Exercise goal:
Write out each line exactly as given. Leave the pictures out of your copy.

Information supplied:

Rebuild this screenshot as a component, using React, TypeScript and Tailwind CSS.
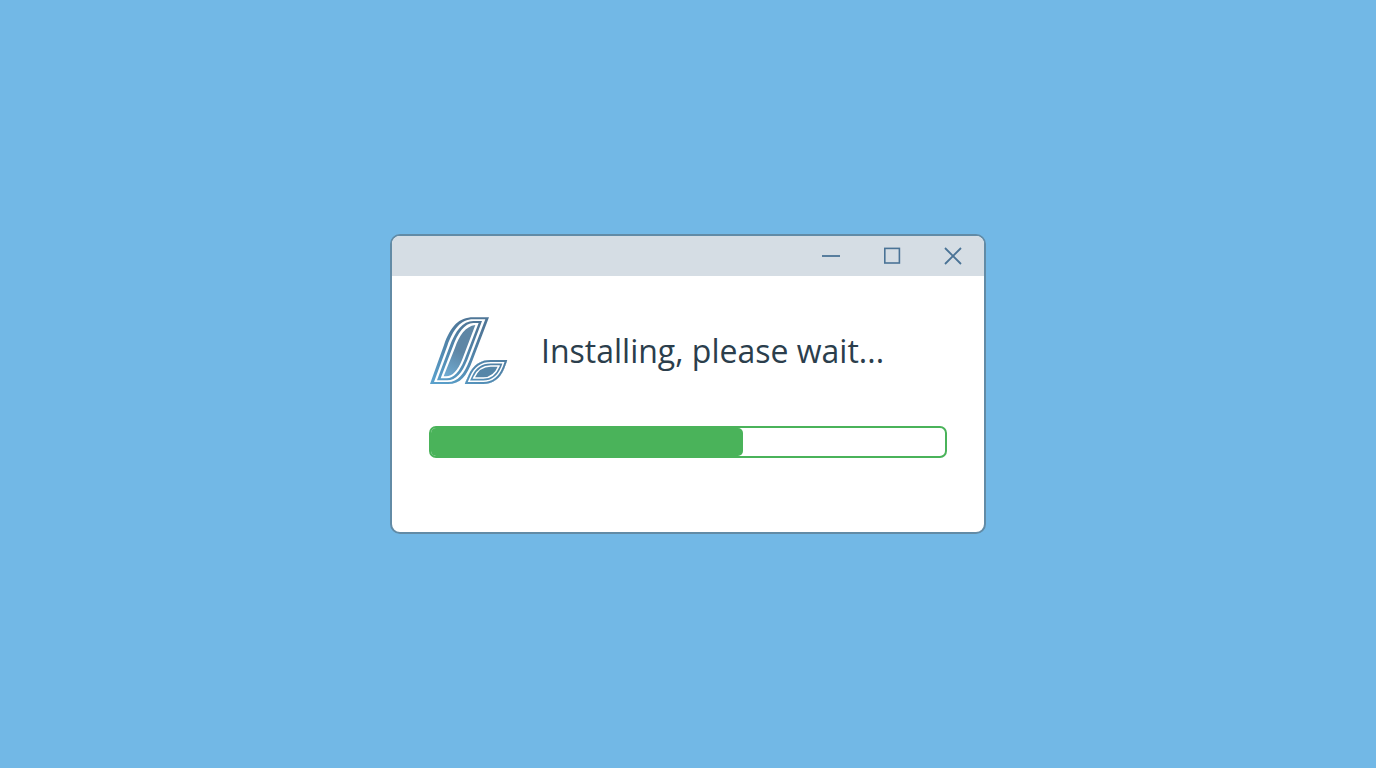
import React from "react";

const LEAF =
  "M134 237 L146 210 C160 178 184 165 212 165 L262 165 L253 190 C240 222 218 237 190 237 Z";

function Logo() {
  return (
    <svg viewBox="27 33 240 210" className="h-[70px] w-20 shrink-0" role="img" aria-label="Logo">
      <defs>
        <linearGradient id="ink" gradientUnits="userSpaceOnUse" x1="60" y1="240" x2="160" y2="60">
          <stop offset="0" stopColor="#5aa0cb" />
          <stop offset="0.45" stopColor="#5289b0" />
          <stop offset="1" stopColor="#4f7697" />
        </linearGradient>
        <linearGradient id="core" gradientUnits="userSpaceOnUse" x1="80" y1="215" x2="120" y2="140">
          <stop offset="0" stopColor="#70abd2" />
          <stop offset="1" stopColor="#5e86a5" />
        </linearGradient>
        <clipPath id="leaf">
          <path d={LEAF} />
        </clipPath>
      </defs>
      <path
        d="M30 237 L72 120 C92 64 116 37 160 37 H207 L158 165 C140 213 122 237 84 237 Z"
        fill="url(#ink)"
      />
      <path
        d="M42 231 L82 122 C100 72 122 43 160 43 H196 L149 165 C132 208 114 231 84 231 Z"
        fill="#fff"
      />
      <path
        d="M51 226 L89 124 C106 78 128 48 160 48 H186 L142 165 C126 204 108 226 82 226 Z"
        fill="url(#ink)"
      />
      <path
        d="M62 220 L98 126 C113 84 134 54 160 54 H176 L133 165 C118 200 102 220 80 220 Z"
        fill="#fff"
      />
      <path
        d="M71 214 L105 128 C118 92 136 64 166 60 L126 165 C113 196 98 214 78 214 Z"
        fill="url(#core)"
      />
      <g clipPath="url(#leaf)" fill="none">
        <path d={LEAF} fill="#5586a8" />
        <path d={LEAF} stroke="#fff" strokeWidth="40" />
        <path d={LEAF} stroke="url(#ink)" strokeWidth="31" />
        <path d={LEAF} stroke="#fff" strokeWidth="21" />
        <path d={LEAF} stroke="url(#ink)" strokeWidth="12" />
      </g>
    </svg>
  );
}

function TitleBar() {
  const button = "flex size-5 items-center justify-center text-[#4a7396]";
  return (
    <header className="flex h-10 items-center justify-end gap-[41px] bg-[#d5dde4] pr-[21px]">
      <button type="button" aria-label="Minimize" className={button}>
        <svg viewBox="0 0 20 20" className="size-5" fill="none" stroke="currentColor" strokeWidth="1.8">
          <path d="M1 10H19" />
        </svg>
      </button>
      <button type="button" aria-label="Maximize" className={button}>
        <svg viewBox="0 0 20 20" className="size-5" fill="none" stroke="currentColor" strokeWidth="1.6">
          <rect x="2.8" y="2.4" width="14.6" height="14.6" />
        </svg>
      </button>
      <button type="button" aria-label="Close" className={button}>
        <svg viewBox="0 0 20 20" className="size-5" fill="none" stroke="currentColor" strokeWidth="1.8">
          <path d="M2 2L18 18M18 2L2 18" />
        </svg>
      </button>
    </header>
  );
}

export default function App() {
  const progress = 60.7;
  return (
    <main className="flex min-h-screen items-center justify-center bg-[#72b8e6] p-6">
      <section className="w-full max-w-[596px] overflow-hidden rounded-[10px] border-2 border-[#628ba6] bg-white">
        <TitleBar />
        <div className="px-[37px] pt-10 pb-[74px]">
          <div className="flex items-center gap-8">
            <Logo />
            <h1 className="font-['Open_Sans','Noto_Sans',sans-serif] text-[32px] leading-[48px] text-[#2b3e4c]">
              Installing, please wait...
            </h1>
          </div>
          <div
            role="progressbar"
            aria-label="Installation progress"
            aria-valuemin={0}
            aria-valuemax={100}
            aria-valuenow={progress}
            className="mt-10 h-8 overflow-hidden rounded-[7px] border-2 border-[#4ab35a] bg-white"
          >
            <div className="h-full rounded-r-[5px] bg-[#4ab35a]" style={{ width: `${progress}%` }} />
          </div>
        </div>
      </section>
    </main>
  );
}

Full solution:
Rebuild this screenshot as a component, using React, TypeScript and Tailwind CSS.
import React from "react";

const LEAF =
  "M134 237 L146 210 C160 178 184 165 212 165 L262 165 L253 190 C240 222 218 237 190 237 Z";

function Logo() {
  return (
    <svg viewBox="27 33 240 210" className="h-[70px] w-20 shrink-0" role="img" aria-label="Logo">
      <defs>
        <linearGradient id="ink" gradientUnits="userSpaceOnUse" x1="60" y1="240" x2="160" y2="60">
          <stop offset="0" stopColor="#5aa0cb" />
          <stop offset="0.45" stopColor="#5289b0" />
          <stop offset="1" stopColor="#4f7697" />
        </linearGradient>
        <linearGradient id="core" gradientUnits="userSpaceOnUse" x1="80" y1="215" x2="120" y2="140">
          <stop offset="0" stopColor="#70abd2" />
          <stop offset="1" stopColor="#5e86a5" />
        </linearGradient>
        <clipPath id="leaf">
          <path d={LEAF} />
        </clipPath>
      </defs>
      <path
        d="M30 237 L72 120 C92 64 116 37 160 37 H207 L158 165 C140 213 122 237 84 237 Z"
        fill="url(#ink)"
      />
      <path
        d="M42 231 L82 122 C100 72 122 43 160 43 H196 L149 165 C132 208 114 231 84 231 Z"
        fill="#fff"
      />
      <path
        d="M51 226 L89 124 C106 78 128 48 160 48 H186 L142 165 C126 204 108 226 82 226 Z"
        fill="url(#ink)"
      />
      <path
        d="M62 220 L98 126 C113 84 134 54 160 54 H176 L133 165 C118 200 102 220 80 220 Z"
        fill="#fff"
      />
      <path
        d="M71 214 L105 128 C118 92 136 64 166 60 L126 165 C113 196 98 214 78 214 Z"
        fill="url(#core)"
      />
      <g clipPath="url(#leaf)" fill="none">
        <path d={LEAF} fill="#5586a8" />
        <path d={LEAF} stroke="#fff" strokeWidth="40" />
        <path d={LEAF} stroke="url(#ink)" strokeWidth="31" />
        <path d={LEAF} stroke="#fff" strokeWidth="21" />
        <path d={LEAF} stroke="url(#ink)" strokeWidth="12" />
      </g>
    </svg>
  );
}

function TitleBar() {
  const button = "flex size-5 items-center justify-center text-[#4a7396]";
  return (
    <header className="flex h-10 items-center justify-end gap-[41px] bg-[#d5dde4] pr-[21px]">
      <button type="button" aria-label="Minimize" className={button}>
        <svg viewBox="0 0 20 20" className="size-5" fill="none" stroke="currentColor" strokeWidth="1.8">
          <path d="M1 10H19" />
        </svg>
      </button>
      <button type="button" aria-label="Maximize" className={button}>
        <svg viewBox="0 0 20 20" className="size-5" fill="none" stroke="currentColor" strokeWidth="1.6">
          <rect x="2.8" y="2.4" width="14.6" height="14.6" />
        </svg>
      </button>
      <button type="button" aria-label="Close" className={button}>
        <svg viewBox="0 0 20 20" className="size-5" fill="none" stroke="currentColor" strokeWidth="1.8">
          <path d="M2 2L18 18M18 2L2 18" />
        </svg>
      </button>
    </header>
  );
}

export default function App() {
  const progress = 60.7;
  return (
    <main className="flex min-h-screen items-center justify-center bg-[#72b8e6] p-6">
      <section className="w-full max-w-[596px] overflow-hidden rounded-[10px] border-2 border-[#628ba6] bg-white">
        <TitleBar />
        <div className="px-[37px] pt-10 pb-[74px]">
          <div className="flex items-center gap-8">
            <Logo />
            <h1 className="font-['Open_Sans','Noto_Sans',sans-serif] text-[32px] leading-[48px] text-[#2b3e4c]">
              Installing, please wait...
            </h1>
          </div>
          <div
            role="progressbar"
            aria-label="Installation progress"
            aria-valuemin={0}
            aria-valuemax={100}
            aria-valuenow={progress}
            className="mt-10 h-8 overflow-hidden rounded-[7px] border-2 border-[#4ab35a] bg-white"
          >
            <div className="h-full rounded-r-[5px] bg-[#4ab35a]" style={{ width: `${progress}%` }} />
          </div>
        </div>
      </section>
    </main>
  );
}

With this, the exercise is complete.